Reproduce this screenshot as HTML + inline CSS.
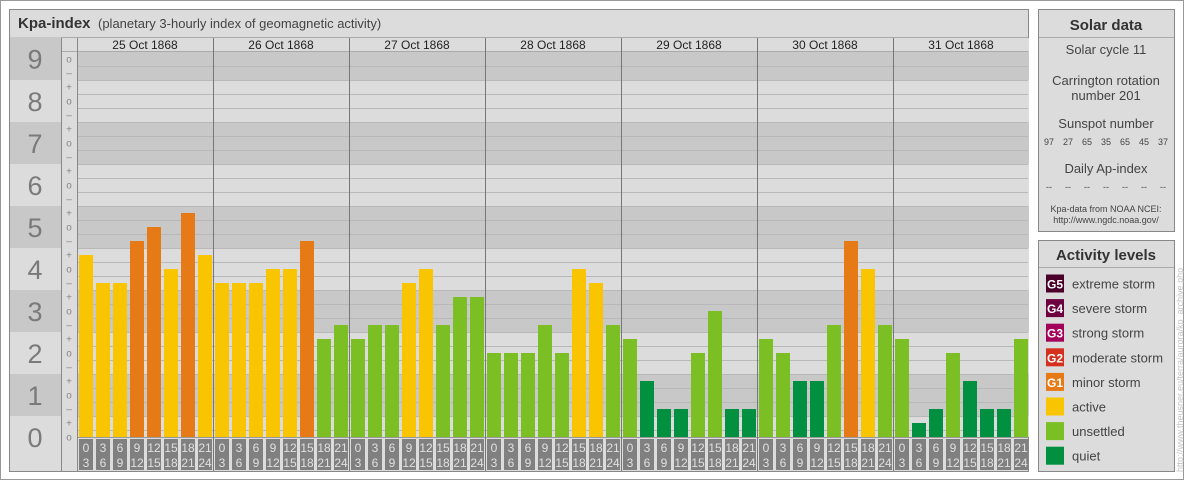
<!DOCTYPE html>
<html><head><meta charset="utf-8"><style>
html,body{margin:0;padding:0;background:#fff;}
svg{display:block;font-family:"Liberation Sans",Arial,sans-serif;}
</style></head><body>
<svg id="s" width="1184" height="480" xmlns="http://www.w3.org/2000/svg">
<rect x="0.5" y="0.5" width="1183" height="479" fill="#fff" stroke="#999"/>
<rect x="9.5" y="9.5" width="1019" height="462" fill="#dcdcdc" stroke="#888"/>
<line x1="10" y1="37.5" x2="1028" y2="37.5" stroke="#aaa"/>
<text x="18" y="28" font-size="15" font-weight="bold" fill="#333">Kpa-index</text>
<text x="98" y="28" font-size="13" fill="#444">(planetary 3-hourly index of geomagnetic activity)</text>
<g id="g"></g>
<rect x="1038.5" y="9.5" width="136" height="222" fill="#dcdcdc" stroke="#888"/>
<line x1="1039" y1="37.5" x2="1174" y2="37.5" stroke="#aaa"/>
<text x="1106" y="30" font-size="15" font-weight="bold" fill="#333" text-anchor="middle">Solar data</text>
<g font-size="13" fill="#444" text-anchor="middle">
<text x="1106" y="54">Solar cycle 11</text>
<text x="1106" y="85">Carrington rotation</text>
<text x="1106" y="100">number 201</text>
<text x="1106" y="128">Sunspot number</text>
<text x="1106" y="173">Daily Ap-index</text>
</g>
<g font-size="9" fill="#444" text-anchor="middle">
<text x="1049" y="145">97</text><text x="1068" y="145">27</text><text x="1087" y="145">65</text><text x="1106" y="145">35</text><text x="1125" y="145">65</text><text x="1144" y="145">45</text><text x="1163" y="145">37</text>
<text x="1049" y="190">--</text><text x="1068" y="190">--</text><text x="1087" y="190">--</text><text x="1106" y="190">--</text><text x="1125" y="190">--</text><text x="1144" y="190">--</text><text x="1163" y="190">--</text>
<text x="1106" y="212">Kpa-data from NOAA NCEI:</text>
<text x="1106" y="223">http://www.ngdc.noaa.gov/</text>
</g>
<rect x="1038.5" y="240.5" width="136" height="231" fill="#dcdcdc" stroke="#888"/>
<line x1="1039" y1="267.5" x2="1174" y2="267.5" stroke="#aaa"/>
<text x="1106" y="260" font-size="15" font-weight="bold" fill="#333" text-anchor="middle">Activity levels</text>
<g id="leg"></g>
<text transform="translate(1183,472) rotate(-90)" font-size="9" fill="#c4c4c4">http://www.theusner.eu/terra/aurora/kp_archive.php</text>
</svg>
<script>
var NS="http://www.w3.org/2000/svg",g=document.getElementById('g');
function el(t,a,txt,p){var e=document.createElementNS(NS,t);for(var k in a)e.setAttribute(k,a[k]);if(txt!=null)e.textContent=txt;(p||g).appendChild(e);return e;}
for(var N=0;N<=9;N++){
 var y1=430-14*(3*N+1),y2=430-14*(3*N-2);
 if(N==9)y1=37; if(N==0)y2=437;
 var c=(N%2)?'#c8c8c8':'#dcdcdc';
 el('rect',{x:77,y:Math.max(y1,51),width:952,height:y2-Math.max(y1,51),fill:c});
 var ny1=y1,ny2=(N==0)?471:y2;
 el('rect',{x:10,y:ny1,width:51,height:ny2-ny1,fill:c});
 var cy=(N==0)?437:(y1+y2)/2;
 el('text',{x:35,y:cy+10,'font-size':27,fill:'#7a7a7a','text-anchor':'middle'},N);
}
el('rect',{x:77,y:38,width:952,height:13,fill:'#dcdcdc'});
el('line',{x1:61,y1:51.5,x2:1028,y2:51.5,stroke:'#aaa'});
for(var k=0;k<=26;k++){var y=430-14*k+0.5;el('line',{x1:77,y1:y,x2:1028,y2:y,stroke:'#b8b8b8'});}
for(var n=0;n<=27;n++){var s=['o','+','\u2013'][n%3];el('text',{x:69,y:437-14*n+3.5,'font-size':10,fill:'#888','text-anchor':'middle'},s);}
var data=[[13,11,11,14,15,12,16,13],[11,11,11,12,12,14,7,8],[7,8,8,11,12,8,10,10],[6,6,6,8,6,12,11,8],[7,4,2,2,6,9,2,2],[7,6,4,4,8,14,12,8],[7,1,2,6,4,2,2,7]];
var days=['25','26','27','28','29','30','31'];
for(var d=0;d<7;d++){
 var x0=77+136*d;
 el('text',{x:x0+68,y:49,'font-size':12,fill:'#222','text-anchor':'middle'},days[d]+' Oct 1868');
 for(var i=0;i<8;i++){
  var n=data[d][i],c=n<=4?'#009040':n<=10?'#7cbf24':n<=13?'#f8c500':'#e57a17';
  var bx=x0+2+17*i;
  el('rect',{x:bx,y:437-14*n,width:14,height:14*n,fill:c});
  el('rect',{x:bx,y:439,width:14,height:31,fill:'#808080'});
  el('text',{x:bx+7,y:452,'font-size':12,fill:'#e0e0e0','text-anchor':'middle'},3*i);
  el('text',{x:bx+7,y:467,'font-size':12,fill:'#e0e0e0','text-anchor':'middle'},3*i+3);
 }
}
el('line',{x1:77,y1:437.5,x2:1028,y2:437.5,stroke:'#999'});
el('line',{x1:61.5,y1:38,x2:61.5,y2:471,stroke:'#888'});
el('line',{x1:77.5,y1:38,x2:77.5,y2:471,stroke:'#888'});
for(var d=1;d<7;d++){var x=77+136*d+0.5;el('line',{x1:x,y1:38,x2:x,y2:471,stroke:'#777'});}
var leg=document.getElementById('leg');
var L=[['G5','#4a0028','extreme storm'],['G4','#6e0040','severe storm'],['G3','#a3005c','strong storm'],['G2','#d4301e','moderate storm'],['G1','#e57a17','minor storm'],['','#f8c500','active'],['','#7cbf24','unsettled'],['','#009040','quiet']];
for(var i=0;i<8;i++){var y=274.5+24.6*i;
 el('rect',{x:1046,y:y,width:18,height:18,fill:L[i][1]},null,leg);
 if(L[i][0])el('text',{x:1055,y:y+14,'font-size':12,fill:'#fff','text-anchor':'middle','font-weight':'bold'},L[i][0],leg);
 el('text',{x:1072,y:y+14,'font-size':13,fill:'#444'},L[i][2],leg);
}
</script>
</body></html>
**********
Copy the material above in full and exactly, skipping pictures.

Full output:
Reproduce this screenshot as HTML + inline CSS.
<!DOCTYPE html>
<html><head><meta charset="utf-8"><style>
html,body{margin:0;padding:0;background:#fff;}
svg{display:block;font-family:"Liberation Sans",Arial,sans-serif;}
</style></head><body>
<svg id="s" width="1184" height="480" xmlns="http://www.w3.org/2000/svg">
<rect x="0.5" y="0.5" width="1183" height="479" fill="#fff" stroke="#999"/>
<rect x="9.5" y="9.5" width="1019" height="462" fill="#dcdcdc" stroke="#888"/>
<line x1="10" y1="37.5" x2="1028" y2="37.5" stroke="#aaa"/>
<text x="18" y="28" font-size="15" font-weight="bold" fill="#333">Kpa-index</text>
<text x="98" y="28" font-size="13" fill="#444">(planetary 3-hourly index of geomagnetic activity)</text>
<g id="g"></g>
<rect x="1038.5" y="9.5" width="136" height="222" fill="#dcdcdc" stroke="#888"/>
<line x1="1039" y1="37.5" x2="1174" y2="37.5" stroke="#aaa"/>
<text x="1106" y="30" font-size="15" font-weight="bold" fill="#333" text-anchor="middle">Solar data</text>
<g font-size="13" fill="#444" text-anchor="middle">
<text x="1106" y="54">Solar cycle 11</text>
<text x="1106" y="85">Carrington rotation</text>
<text x="1106" y="100">number 201</text>
<text x="1106" y="128">Sunspot number</text>
<text x="1106" y="173">Daily Ap-index</text>
</g>
<g font-size="9" fill="#444" text-anchor="middle">
<text x="1049" y="145">97</text><text x="1068" y="145">27</text><text x="1087" y="145">65</text><text x="1106" y="145">35</text><text x="1125" y="145">65</text><text x="1144" y="145">45</text><text x="1163" y="145">37</text>
<text x="1049" y="190">--</text><text x="1068" y="190">--</text><text x="1087" y="190">--</text><text x="1106" y="190">--</text><text x="1125" y="190">--</text><text x="1144" y="190">--</text><text x="1163" y="190">--</text>
<text x="1106" y="212">Kpa-data from NOAA NCEI:</text>
<text x="1106" y="223">http://www.ngdc.noaa.gov/</text>
</g>
<rect x="1038.5" y="240.5" width="136" height="231" fill="#dcdcdc" stroke="#888"/>
<line x1="1039" y1="267.5" x2="1174" y2="267.5" stroke="#aaa"/>
<text x="1106" y="260" font-size="15" font-weight="bold" fill="#333" text-anchor="middle">Activity levels</text>
<g id="leg"></g>
<text transform="translate(1183,472) rotate(-90)" font-size="9" fill="#c4c4c4">http://www.theusner.eu/terra/aurora/kp_archive.php</text>
</svg>
<script>
var NS="http://www.w3.org/2000/svg",g=document.getElementById('g');
function el(t,a,txt,p){var e=document.createElementNS(NS,t);for(var k in a)e.setAttribute(k,a[k]);if(txt!=null)e.textContent=txt;(p||g).appendChild(e);return e;}
for(var N=0;N<=9;N++){
 var y1=430-14*(3*N+1),y2=430-14*(3*N-2);
 if(N==9)y1=37; if(N==0)y2=437;
 var c=(N%2)?'#c8c8c8':'#dcdcdc';
 el('rect',{x:77,y:Math.max(y1,51),width:952,height:y2-Math.max(y1,51),fill:c});
 var ny1=y1,ny2=(N==0)?471:y2;
 el('rect',{x:10,y:ny1,width:51,height:ny2-ny1,fill:c});
 var cy=(N==0)?437:(y1+y2)/2;
 el('text',{x:35,y:cy+10,'font-size':27,fill:'#7a7a7a','text-anchor':'middle'},N);
}
el('rect',{x:77,y:38,width:952,height:13,fill:'#dcdcdc'});
el('line',{x1:61,y1:51.5,x2:1028,y2:51.5,stroke:'#aaa'});
for(var k=0;k<=26;k++){var y=430-14*k+0.5;el('line',{x1:77,y1:y,x2:1028,y2:y,stroke:'#b8b8b8'});}
for(var n=0;n<=27;n++){var s=['o','+','\u2013'][n%3];el('text',{x:69,y:437-14*n+3.5,'font-size':10,fill:'#888','text-anchor':'middle'},s);}
var data=[[13,11,11,14,15,12,16,13],[11,11,11,12,12,14,7,8],[7,8,8,11,12,8,10,10],[6,6,6,8,6,12,11,8],[7,4,2,2,6,9,2,2],[7,6,4,4,8,14,12,8],[7,1,2,6,4,2,2,7]];
var days=['25','26','27','28','29','30','31'];
for(var d=0;d<7;d++){
 var x0=77+136*d;
 el('text',{x:x0+68,y:49,'font-size':12,fill:'#222','text-anchor':'middle'},days[d]+' Oct 1868');
 for(var i=0;i<8;i++){
  var n=data[d][i],c=n<=4?'#009040':n<=10?'#7cbf24':n<=13?'#f8c500':'#e57a17';
  var bx=x0+2+17*i;
  el('rect',{x:bx,y:437-14*n,width:14,height:14*n,fill:c});
  el('rect',{x:bx,y:439,width:14,height:31,fill:'#808080'});
  el('text',{x:bx+7,y:452,'font-size':12,fill:'#e0e0e0','text-anchor':'middle'},3*i);
  el('text',{x:bx+7,y:467,'font-size':12,fill:'#e0e0e0','text-anchor':'middle'},3*i+3);
 }
}
el('line',{x1:77,y1:437.5,x2:1028,y2:437.5,stroke:'#999'});
el('line',{x1:61.5,y1:38,x2:61.5,y2:471,stroke:'#888'});
el('line',{x1:77.5,y1:38,x2:77.5,y2:471,stroke:'#888'});
for(var d=1;d<7;d++){var x=77+136*d+0.5;el('line',{x1:x,y1:38,x2:x,y2:471,stroke:'#777'});}
var leg=document.getElementById('leg');
var L=[['G5','#4a0028','extreme storm'],['G4','#6e0040','severe storm'],['G3','#a3005c','strong storm'],['G2','#d4301e','moderate storm'],['G1','#e57a17','minor storm'],['','#f8c500','active'],['','#7cbf24','unsettled'],['','#009040','quiet']];
for(var i=0;i<8;i++){var y=274.5+24.6*i;
 el('rect',{x:1046,y:y,width:18,height:18,fill:L[i][1]},null,leg);
 if(L[i][0])el('text',{x:1055,y:y+14,'font-size':12,fill:'#fff','text-anchor':'middle','font-weight':'bold'},L[i][0],leg);
 el('text',{x:1072,y:y+14,'font-size':13,fill:'#444'},L[i][2],leg);
}
</script>
</body></html>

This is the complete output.